Ha ha! That is of course a joke; Trump reacted with the same overall decorum and reserve one expects from professional tennis players, and in a move as American as apple pie, sues everyone in sight.
Trump’s lawyer, friend and fellow citizen of Planet Nutbag, Rudolph Giuliani, leaps to the President’s defence and gives an impassioned oration which is lauded by professional journalists as “the least coherent speech since Sylvester Stallone played Hamlet”. Onlookers at one point fear for Giuliani’s health, when it appears brain fluid is leaking down his face; all are relieved when Dr Anthony Fauci points out that to leak brain fluid, you must first have a brain.
Speaking of that, in an effort to illustrate the fact that following a rugby league career with a boxing career isn’t exactly a tonic for one’s intellectual faculties, former NSW footballer Paul Gallen calls Queensland’s State of Origin team the worst ever. The Queensland team promptly wins the series, but Gallen doubles down on his comments, saying, “They’re still the worst, but we are even worser! So there!” NSW coach Brad Fittler offers Gallen $1000 to switch to supporting Queensland.
The entertainment world mourns David Prowse, who played Darth Vader in the Star Wars films, and finally went over to the really, really dark side. Fans across the globe unite in heartfelt voice, “Why him? Why not Jar Jar?”
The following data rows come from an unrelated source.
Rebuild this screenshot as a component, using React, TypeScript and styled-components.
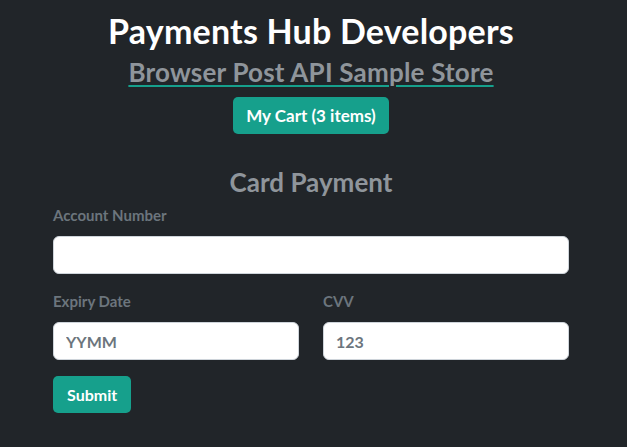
import React from 'react';
import styled, { createGlobalStyle } from 'styled-components';

const GlobalStyle = createGlobalStyle`
  html, body {
    margin: 0;
    padding: 0;
    background: #212529;
    font-family: Lato, "Noto Sans", sans-serif;
  }
`

const Page = styled.div`
  width: 516px;
  margin-left: 53px;
  padding-top: 10px;
  display: flex;
  flex-direction: column;
`

const Header = styled.header`
  display: flex;
  flex-direction: column;
  align-items: center;
`

const Title = styled.h1`
  margin: 0;
  color: #ffffff;
  font-size: 34px;
  font-weight: 700;
  line-height: 42px;
  letter-spacing: 0.2px;
`

const StoreLink = styled.a`
  color: #8f959b;
  font-size: 26px;
  font-weight: 700;
  line-height: 40px;
  letter-spacing: 0.2px;
  text-decoration: underline;
  text-decoration-color: #16a08c;
  text-decoration-thickness: 2px;
  text-underline-offset: 3px;
`

const Button = styled.button`
  box-sizing: border-box;
  background: #16a08c;
  color: #ffffff;
  border: none;
  border-radius: 5px;
  font-family: inherit;
  font-size: 17px;
  font-weight: 700;
  height: 37px;
  padding: 0 13px;
  cursor: pointer;
`

const CartButton = styled(Button)`
  margin-top: 5px;
`

const FormTitle = styled.h2`
  margin: 33px 0 0;
  text-align: center;
  color: #8f959b;
  font-size: 26px;
  font-weight: 700;
  line-height: 30px;
`

const Form = styled.form`
  display: flex;
  flex-direction: column;
`

const Row = styled.div`
  display: grid;
  grid-template-columns: 1fr 1fr;
  column-gap: 24px;
`

const Field = styled.div<{ $top: number }>`
  display: flex;
  flex-direction: column;
  margin-top: ${props => props.$top}px;
`

const Label = styled.label`
  color: #6c757d;
  font-size: 15px;
  font-weight: 700;
  line-height: 20px;
  margin-bottom: 11px;
`

const Input = styled.input`
  box-sizing: border-box;
  height: 38px;
  border: 1px solid #ced4da;
  border-radius: 6px;
  background: #ffffff;
  padding: 0 12px;
  font-family: inherit;
  font-size: 16px;
  font-weight: 700;
  color: #6c757d;
  &::placeholder {
    color: #6c757d;
  }
`

const SubmitButton = styled(Button)`
  align-self: flex-start;
  margin-top: 16px;
  padding: 0 14px;
  font-size: 16px;
`

export default function App() {
  return (
    <>
      <GlobalStyle />
      <Page>
        <Header>
          <Title>Payments Hub Developers</Title>
          <StoreLink href="#">Browser Post API Sample Store</StoreLink>
          <CartButton type="button">My Cart (3 items)</CartButton>
        </Header>
        <FormTitle>Card Payment</FormTitle>
        <Form onSubmit={e => e.preventDefault()}>
          <Field $top={8}>
            <Label>Account Number</Label>
            <Input type="text" />
          </Field>
          <Row>
            <Field $top={17}>
              <Label>Expiry Date</Label>
              <Input type="text" placeholder="YYMM" />
            </Field>
            <Field $top={17}>
              <Label>CVV</Label>
              <Input type="text" placeholder="123" />
            </Field>
          </Row>
          <SubmitButton type="submit">Submit</SubmitButton>
        </Form>
      </Page>
    </>
  )
}
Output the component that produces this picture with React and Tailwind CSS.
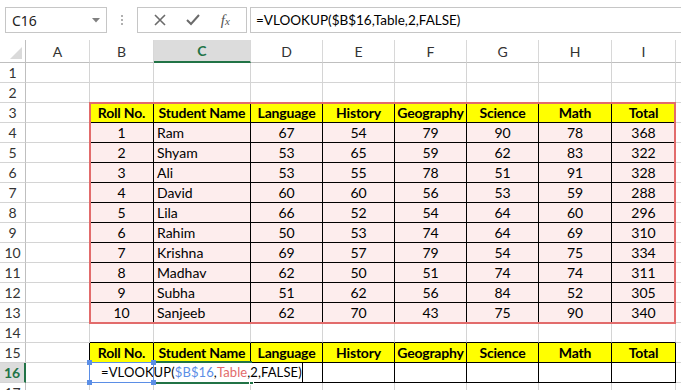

Relations between Australia and China remain on a tense footing, with the CCCP issuing a press release saying Scott Morrison is too a poopy pants, and the Prime Minister firing back with the observation that it takes one to know one.
China hikes up the tariff on Australian wines to approximately the cost of a space shuttle per bottle, although the only immediate effect is that the CCCP Christmas party is forced to serve paraffin mixed with red cordial with the main course. “It’s still better than French wine,” observes a senior member of the party.
Within Parliament, opinion is divided as to how best to respond to the trade war with China. Maverick MP Bob Katter calls for a massive cull of crocodiles, but no one pays any attention as he does this every Tuesday anyway. Opposition Leader Anthony Albanese suggests that, if Scott Morrison just gives China our lunch money, they’ll leave us alone; Bill Shorten offers him $1000 to switch to the LNP.
In local news, the QLS holds its staff Christmas party, socialising as a team for the first time since the start of the pandemic. They note that, despite all the challenges of the year, they are buoyed by the fact that they work with a bloody good group of people who performed spectacularly during the crisis.
They wish all their members (and readers) a sensational Christmas and a prosperous and fun-filled New Year.